__JOB__
Transcribe all of the material exactly. Any picture in it should be left out.

>> Start RECORDS SUPPLIED

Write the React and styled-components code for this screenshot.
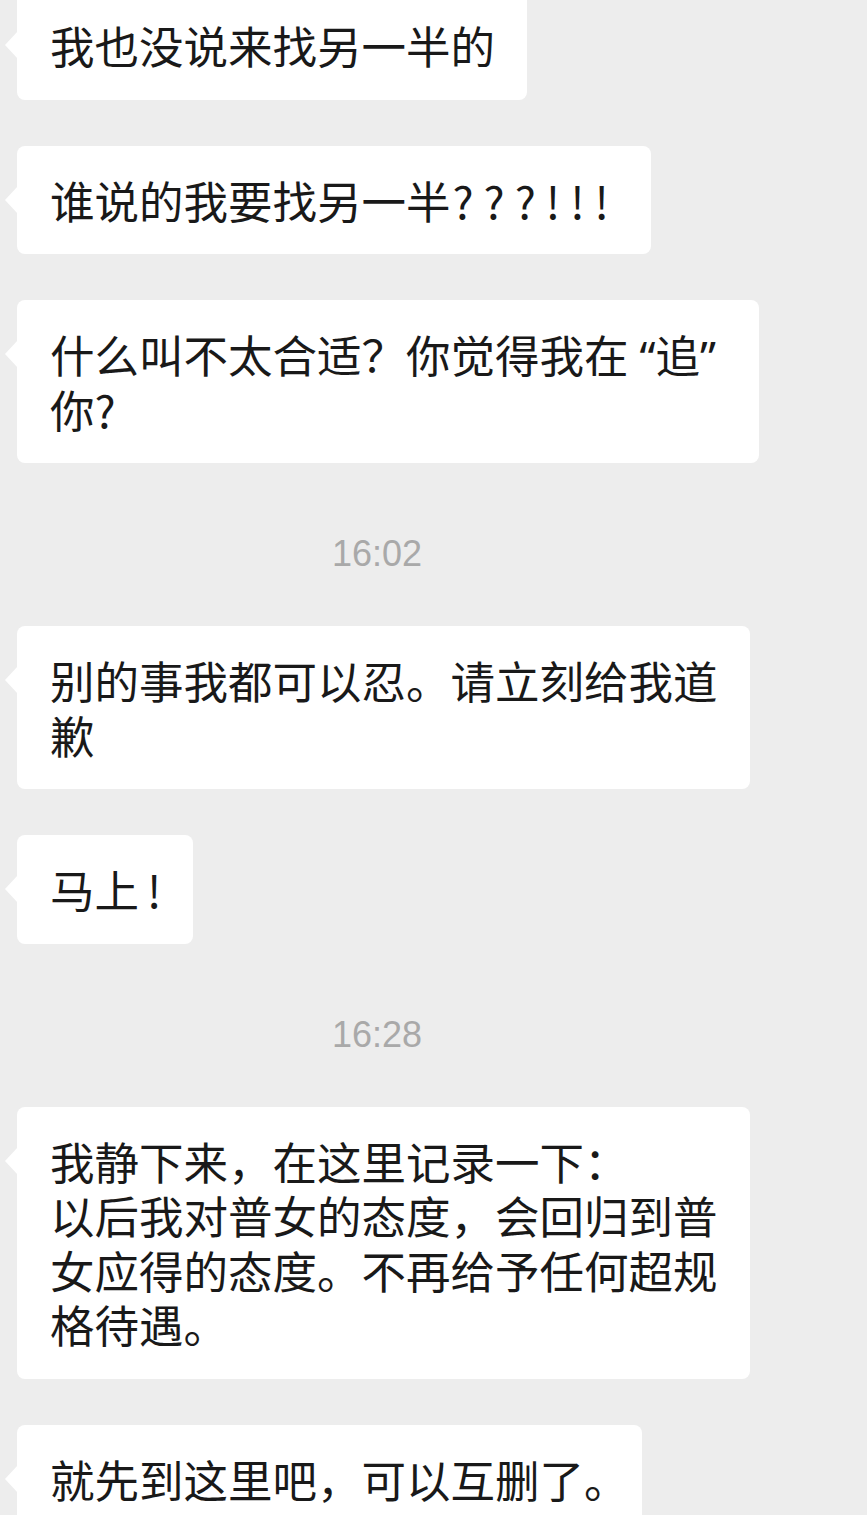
import React from "react";
import styled, { createGlobalStyle } from "styled-components";

const GlobalStyle = createGlobalStyle`
  html, body {
    margin: 0;
    padding: 0;
    background: #ededed;
    overflow: hidden;
  }
  body {
    font-family: "Noto Sans CJK SC", "Noto Sans", sans-serif;
  }
`;

const Chat = styled.div`
  display: flex;
  flex-direction: column;
  align-items: flex-start;
  gap: 46px;
  padding-left: 17px;
  margin-top: -9px;
`;

const Bubble = styled.div`
  position: relative;
  box-sizing: border-box;
  background: #ffffff;
  border-radius: 8px;
  padding: 27px 32px 27px 33px;
  font-family: "Noto Sans CJK SC", sans-serif;
  font-size: 44.5px;
  line-height: 54.5px;
  color: #191919;
  white-space: pre;

  &::before {
    content: "";
    position: absolute;
    left: -12px;
    top: 40px;
    width: 0;
    height: 0;
    border-top: 14px solid transparent;
    border-bottom: 14px solid transparent;
    border-right: 13px solid #ffffff;
  }
`;

const Punct = styled.span`
  letter-spacing: ${(p) => p.$spacing}px;
  padding-left: ${(p) => p.$lead || 0}px;
`;

const Quote = styled.span`
  display: inline-block;
  width: 27px;
  height: 40px;
  line-height: 40px;
  vertical-align: baseline;
  font-family: "Noto Sans", sans-serif;
  text-align: ${(p) => (p.$open ? "right" : "left")};
`;

const TimeRow = styled.div`
  width: 720px;
  margin: 25px 0 6px;
  text-align: center;
  font-family: "Liberation Sans", "Noto Sans", sans-serif;
  font-size: 36px;
  line-height: 40px;
  color: #a9a9a9;
`;

const items = [
  { type: "msg", content: "我也没说来找另一半的" },
  {
    type: "msg",
    content: (
      <>
        谁说的我要找另一半
        <Punct $spacing={10} $lead={2}>???</Punct>
        <Punct $spacing={10}>!!!</Punct>
      </>
    ),
  },
  {
    type: "msg",
    content: (
      <>
        什么叫不太合适？你觉得我在<Quote $open>“</Quote>追<Quote>”</Quote>
        {"\n"}你?
      </>
    ),
  },
  { type: "time", content: "16:02" },
  { type: "msg", content: "别的事我都可以忍。请立刻给我道\n歉" },
  {
    type: "msg",
    content: (
      <>
        马上<Punct $spacing={0} $lead={8}>!</Punct>
      </>
    ),
  },
  { type: "time", content: "16:28" },
  {
    type: "msg",
    content:
      "我静下来，在这里记录一下：\n以后我对普女的态度，会回归到普\n女应得的态度。不再给予任何超规\n格待遇。",
  },
  {
    type: "msg",
    content: (
      <>
        就先到这里吧，可以互删了<Punct $spacing={-19}>。</Punct>
      </>
    ),
  },
];

export default function App() {
  return (
    <>
      <GlobalStyle />
      <Chat>
        {items.map((it, i) =>
          it.type === "time" ? (
            <TimeRow key={i}>{it.content}</TimeRow>
          ) : (
            <Bubble key={i}>{it.content}</Bubble>
          )
        )}
      </Chat>
    </>
  );
}
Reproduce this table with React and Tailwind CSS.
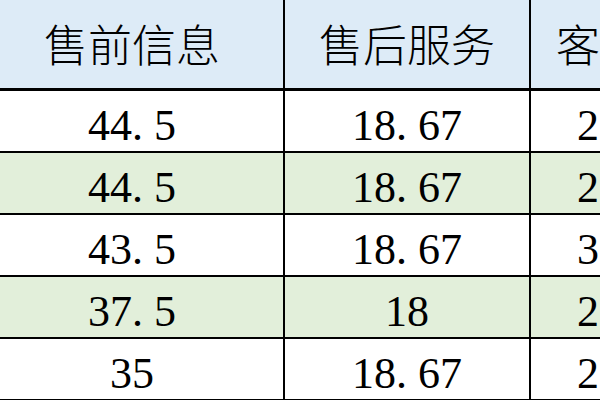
import React from "react";

const rows = [
  ["44.5", "18.67", "23.33"],
  ["44.5", "18.67", "23.33"],
  ["43.5", "18.67", "31.67"],
  ["37.5", "18", "25.33"],
  ["35", "18.67", "23.33"],
];

// SimSun style: the period takes a full half-width cell
const Num = ({ value }) => {
  const parts = value.split(".");
  if (parts.length === 1) return <span>{value}</span>;
  return (
    <span className="whitespace-nowrap">
      {parts[0]}
      <span className="inline-block w-[0.5em] text-left">.</span>
      {parts[1]}
    </span>
  );
};

const App = () => {
  return (
    <div className="w-[600px] h-[400px] overflow-hidden bg-white text-black">
      <div className="w-[760px]">
        <div className="flex h-[91px] bg-[#ddebf7] border-b-[3px] border-black font-['Noto_Sans_CJK_SC',sans-serif] font-light text-[44px] leading-none">
          <div className="w-[285px] shrink-0 border-r-2 border-black flex items-center justify-center pr-[19px] pb-[2px]">
            售前信息
          </div>
          <div className="w-[246px] shrink-0 border-r-2 border-black flex items-center justify-center pb-[2px]">
            售后服务
          </div>
          <div className="w-[229px] shrink-0 flex items-center pl-[25px] pb-[2px] whitespace-nowrap">
            客服评价
          </div>
        </div>
        {rows.map((r, i) => (
          <div
            key={i}
            className={`flex h-[62px] border-b-2 border-black font-['Liberation_Serif',serif] text-[44px] leading-none ${
              i % 2 === 1 ? "bg-[#e2efda]" : "bg-white"
            }`}
          >
            <div className="w-[285px] shrink-0 border-r-2 border-black flex items-center justify-center pr-[19px] pt-[10px]">
              <Num value={r[0]} />
            </div>
            <div className="w-[246px] shrink-0 border-r-2 border-black flex items-center justify-center pt-[10px]">
              <Num value={r[1]} />
            </div>
            <div className="w-[229px] shrink-0 flex items-center pl-[46px] pt-[10px]">
              <Num value={r[2]} />
            </div>
          </div>
        ))}
      </div>
    </div>
  );
};

export default App;
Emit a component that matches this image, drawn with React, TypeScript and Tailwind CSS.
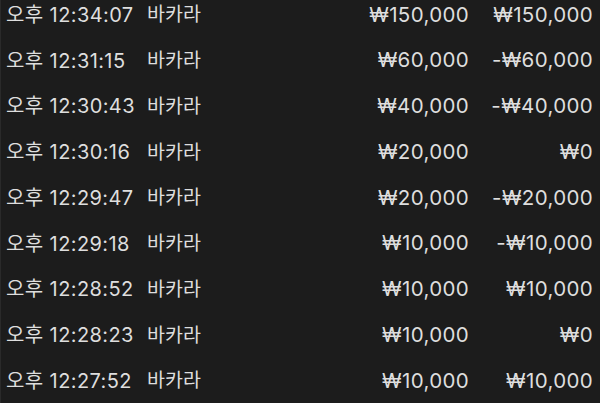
const rows = [
  { time: '오후 12:34:07', game: '바카라', bet: '₩150,000', result: '₩150,000' },
  { time: '오후 12:31:15', game: '바카라', bet: '₩60,000', result: '-₩60,000' },
  { time: '오후 12:30:43', game: '바카라', bet: '₩40,000', result: '-₩40,000' },
  { time: '오후 12:30:16', game: '바카라', bet: '₩20,000', result: '₩0' },
  { time: '오후 12:29:47', game: '바카라', bet: '₩20,000', result: '-₩20,000' },
  { time: '오후 12:29:18', game: '바카라', bet: '₩10,000', result: '-₩10,000' },
  { time: '오후 12:28:52', game: '바카라', bet: '₩10,000', result: '₩10,000' },
  { time: '오후 12:28:23', game: '바카라', bet: '₩10,000', result: '₩0' },
  { time: '오후 12:27:52', game: '바카라', bet: '₩10,000', result: '₩10,000' },
];

export default function App() {
  return (
    <div className="w-[600px] h-[403px] overflow-hidden bg-[#1c1c1c] border-l border-[#2a2a2a] text-[#dedede] text-[20px] font-['Inter','Noto_Sans_CJK_KR',sans-serif]">
      <div className="-mt-[8px]">
        {rows.map((r, i) => (
          <div key={i} className="flex items-center h-[45.75px] pl-[5px] pr-[7px]">
            <span className="w-[141px] text-[20px] tracking-[0.4px]">{r.time}</span>
            <span className="flex-1 text-[19.5px]">{r.game}</span>
            <span className="w-[130px] text-right text-[20.5px] tracking-[0.35px]">{r.bet}</span>
            <span className="w-[124px] text-right text-[20.5px] tracking-[0.35px]">{r.result}</span>
          </div>
        ))}
      </div>
    </div>
  );
}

>> End RECORDS SUPPLIED

__FULL SOLUTION__
Write the React and styled-components code for this screenshot.
import React from "react";
import styled, { createGlobalStyle } from "styled-components";

const GlobalStyle = createGlobalStyle`
  html, body {
    margin: 0;
    padding: 0;
    background: #ededed;
    overflow: hidden;
  }
  body {
    font-family: "Noto Sans CJK SC", "Noto Sans", sans-serif;
  }
`;

const Chat = styled.div`
  display: flex;
  flex-direction: column;
  align-items: flex-start;
  gap: 46px;
  padding-left: 17px;
  margin-top: -9px;
`;

const Bubble = styled.div`
  position: relative;
  box-sizing: border-box;
  background: #ffffff;
  border-radius: 8px;
  padding: 27px 32px 27px 33px;
  font-family: "Noto Sans CJK SC", sans-serif;
  font-size: 44.5px;
  line-height: 54.5px;
  color: #191919;
  white-space: pre;

  &::before {
    content: "";
    position: absolute;
    left: -12px;
    top: 40px;
    width: 0;
    height: 0;
    border-top: 14px solid transparent;
    border-bottom: 14px solid transparent;
    border-right: 13px solid #ffffff;
  }
`;

const Punct = styled.span`
  letter-spacing: ${(p) => p.$spacing}px;
  padding-left: ${(p) => p.$lead || 0}px;
`;

const Quote = styled.span`
  display: inline-block;
  width: 27px;
  height: 40px;
  line-height: 40px;
  vertical-align: baseline;
  font-family: "Noto Sans", sans-serif;
  text-align: ${(p) => (p.$open ? "right" : "left")};
`;

const TimeRow = styled.div`
  width: 720px;
  margin: 25px 0 6px;
  text-align: center;
  font-family: "Liberation Sans", "Noto Sans", sans-serif;
  font-size: 36px;
  line-height: 40px;
  color: #a9a9a9;
`;

const items = [
  { type: "msg", content: "我也没说来找另一半的" },
  {
    type: "msg",
    content: (
      <>
        谁说的我要找另一半
        <Punct $spacing={10} $lead={2}>???</Punct>
        <Punct $spacing={10}>!!!</Punct>
      </>
    ),
  },
  {
    type: "msg",
    content: (
      <>
        什么叫不太合适？你觉得我在<Quote $open>“</Quote>追<Quote>”</Quote>
        {"\n"}你?
      </>
    ),
  },
  { type: "time", content: "16:02" },
  { type: "msg", content: "别的事我都可以忍。请立刻给我道\n歉" },
  {
    type: "msg",
    content: (
      <>
        马上<Punct $spacing={0} $lead={8}>!</Punct>
      </>
    ),
  },
  { type: "time", content: "16:28" },
  {
    type: "msg",
    content:
      "我静下来，在这里记录一下：\n以后我对普女的态度，会回归到普\n女应得的态度。不再给予任何超规\n格待遇。",
  },
  {
    type: "msg",
    content: (
      <>
        就先到这里吧，可以互删了<Punct $spacing={-19}>。</Punct>
      </>
    ),
  },
];

export default function App() {
  return (
    <>
      <GlobalStyle />
      <Chat>
        {items.map((it, i) =>
          it.type === "time" ? (
            <TimeRow key={i}>{it.content}</TimeRow>
          ) : (
            <Bubble key={i}>{it.content}</Bubble>
          )
        )}
      </Chat>
    </>
  );
}
Reproduce this table with React and Tailwind CSS.
import React from "react";

const rows = [
  ["44.5", "18.67", "23.33"],
  ["44.5", "18.67", "23.33"],
  ["43.5", "18.67", "31.67"],
  ["37.5", "18", "25.33"],
  ["35", "18.67", "23.33"],
];

// SimSun style: the period takes a full half-width cell
const Num = ({ value }) => {
  const parts = value.split(".");
  if (parts.length === 1) return <span>{value}</span>;
  return (
    <span className="whitespace-nowrap">
      {parts[0]}
      <span className="inline-block w-[0.5em] text-left">.</span>
      {parts[1]}
    </span>
  );
};

const App = () => {
  return (
    <div className="w-[600px] h-[400px] overflow-hidden bg-white text-black">
      <div className="w-[760px]">
        <div className="flex h-[91px] bg-[#ddebf7] border-b-[3px] border-black font-['Noto_Sans_CJK_SC',sans-serif] font-light text-[44px] leading-none">
          <div className="w-[285px] shrink-0 border-r-2 border-black flex items-center justify-center pr-[19px] pb-[2px]">
            售前信息
          </div>
          <div className="w-[246px] shrink-0 border-r-2 border-black flex items-center justify-center pb-[2px]">
            售后服务
          </div>
          <div className="w-[229px] shrink-0 flex items-center pl-[25px] pb-[2px] whitespace-nowrap">
            客服评价
          </div>
        </div>
        {rows.map((r, i) => (
          <div
            key={i}
            className={`flex h-[62px] border-b-2 border-black font-['Liberation_Serif',serif] text-[44px] leading-none ${
              i % 2 === 1 ? "bg-[#e2efda]" : "bg-white"
            }`}
          >
            <div className="w-[285px] shrink-0 border-r-2 border-black flex items-center justify-center pr-[19px] pt-[10px]">
              <Num value={r[0]} />
            </div>
            <div className="w-[246px] shrink-0 border-r-2 border-black flex items-center justify-center pt-[10px]">
              <Num value={r[1]} />
            </div>
            <div className="w-[229px] shrink-0 flex items-center pl-[46px] pt-[10px]">
              <Num value={r[2]} />
            </div>
          </div>
        ))}
      </div>
    </div>
  );
};

export default App;
Emit a component that matches this image, drawn with React, TypeScript and Tailwind CSS.
const rows = [
  { time: '오후 12:34:07', game: '바카라', bet: '₩150,000', result: '₩150,000' },
  { time: '오후 12:31:15', game: '바카라', bet: '₩60,000', result: '-₩60,000' },
  { time: '오후 12:30:43', game: '바카라', bet: '₩40,000', result: '-₩40,000' },
  { time: '오후 12:30:16', game: '바카라', bet: '₩20,000', result: '₩0' },
  { time: '오후 12:29:47', game: '바카라', bet: '₩20,000', result: '-₩20,000' },
  { time: '오후 12:29:18', game: '바카라', bet: '₩10,000', result: '-₩10,000' },
  { time: '오후 12:28:52', game: '바카라', bet: '₩10,000', result: '₩10,000' },
  { time: '오후 12:28:23', game: '바카라', bet: '₩10,000', result: '₩0' },
  { time: '오후 12:27:52', game: '바카라', bet: '₩10,000', result: '₩10,000' },
];

export default function App() {
  return (
    <div className="w-[600px] h-[403px] overflow-hidden bg-[#1c1c1c] border-l border-[#2a2a2a] text-[#dedede] text-[20px] font-['Inter','Noto_Sans_CJK_KR',sans-serif]">
      <div className="-mt-[8px]">
        {rows.map((r, i) => (
          <div key={i} className="flex items-center h-[45.75px] pl-[5px] pr-[7px]">
            <span className="w-[141px] text-[20px] tracking-[0.4px]">{r.time}</span>
            <span className="flex-1 text-[19.5px]">{r.game}</span>
            <span className="w-[130px] text-right text-[20.5px] tracking-[0.35px]">{r.bet}</span>
            <span className="w-[124px] text-right text-[20.5px] tracking-[0.35px]">{r.result}</span>
          </div>
        ))}
      </div>
    </div>
  );
}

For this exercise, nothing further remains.